From: felix . winkelmann
Subject: Re: [Chicken-hackers] pkg-config support in chicken-install
Date: Thu, 18 Jul 2019 15:50:17 +0200

> Hi,
>
> Anybody up for hashing out a design for built-in pkg-config support in
> the egg infrastructure?
>
> I suggested this on Tuesday on the chicken-users list but didn't yet get
> any feedback. Preliminary thoughts at the bottom of this mail:
> <https://lists.nongnu.org/archive/html/chicken-users/2019-07/msg00029.html>.
> Vasilij Schneidermann was involved in the discussion and suggested we
> work on the openssl egg's install script, which led me to explore this
> problem, but it seems a more generic pkg-config solution could be fruitful.
>
> If the Chicken maintainers are interested in exploring this, I have some
> ideas for the details (not anything implemented and proven, just ideas
> for starters).
>

Hi, Lassi!

I appreciate your effort - you really have thought a lot about this.

Personally, I'm not overly keen on builtin support for any configuration
mechanism. Where will it end? What about Windows? What about other
tools that do similar things as pkg-config? Once we start this, there will be
no end to it (and I exaggerate only slightly...)

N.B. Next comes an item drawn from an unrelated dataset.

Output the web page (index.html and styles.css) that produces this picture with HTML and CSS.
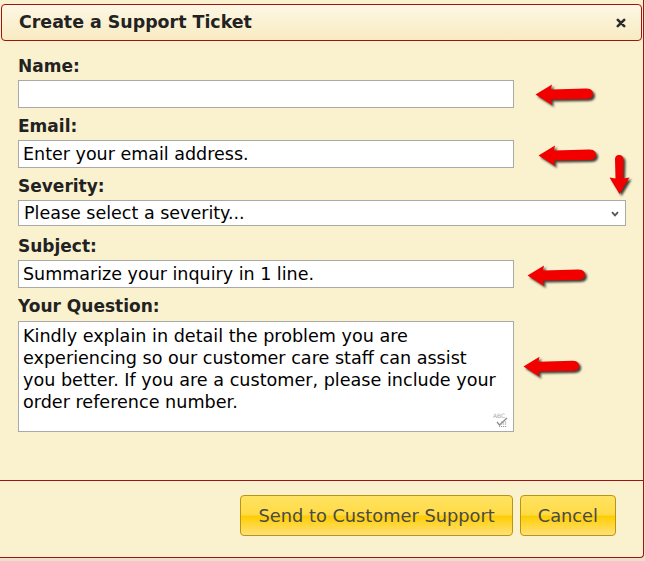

chicken-install is not a package manager. I understand that without
a solid configuration system it is very difficult to support smooth builds
in a language/library implementation that attempts to be portable across
a wide range of operating systems. But CHICKEN is first anf foremost a Scheme
implementation with the facility of basic library-management.
Installing Scheme-only libraries is usually effortless and that is enough,
in my very very humble opinion. In situations where it would be useful
to support quasi-generic, yet still OS-dependent components, I suggest
to do the configuration in Scheme as much as possible and assume
reasonable defaults, depending on platform. Yes, this is hard and not
without rough edge cases and even installation woes, I fully admit
that, but I see no acceptable solution that is generic, portable and
maintainable enough to be worth putting effiort into.